Juana Fernández viajó por toda España y por Europa para conectarse con otras asociaciones romanís. De uno de esos viajes, precisamente, vino con una idea clara: el pueblo gitano de Catalunya tiene que hacerse ver y celebrar su día, el 8 de abril. Había que ondear la bandera de la rueda, había que cantar, bailar y comer; había que celebrar y mostrar. Y lo consiguió. Consiguió que el 8 de abril sea un día oficial en Barcelona, y también en su ciudad, l’Hospitalet de Llobregat (desde el año 2018).
Ella era “la tía” a la que venían a pedir consejo, a pedir ayuda desde la Mina, Sant Boi o Bon Pastor. Juana tenía carácter y no se callaba su opinión. Eso le sirvió más de un enfado, pero también mayor respeto. Así lo recuerda Antonio, quien reconoce que con el paso de los años, “Juana siempre tenía razón. Era visionaria y pionera”.

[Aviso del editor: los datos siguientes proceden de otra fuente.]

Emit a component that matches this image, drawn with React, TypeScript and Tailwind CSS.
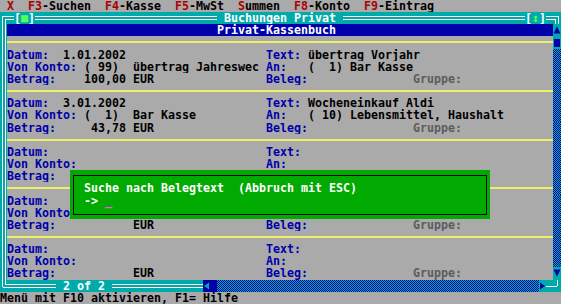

La lucha antiracista fue también una constante en su vida. Era una activista presente y organizadora en las protestas por las expulsiones de gitanos de Italia, contra los asesinatos racistas, contra los delitos de odio. Tan solo unas semanas antes de morir, ahí seguía al pie del cañón, mandando mensajes a través de las redes sociales de Lacho Bají Calí, animando a seguir luchando a otras mujeres y a otros hombres.
Porque Juana dejó un legado de compromiso social a centenares de mujeres gitanas y son muchas las Juanas en los barrios que hoy ya están siguiendo su camino.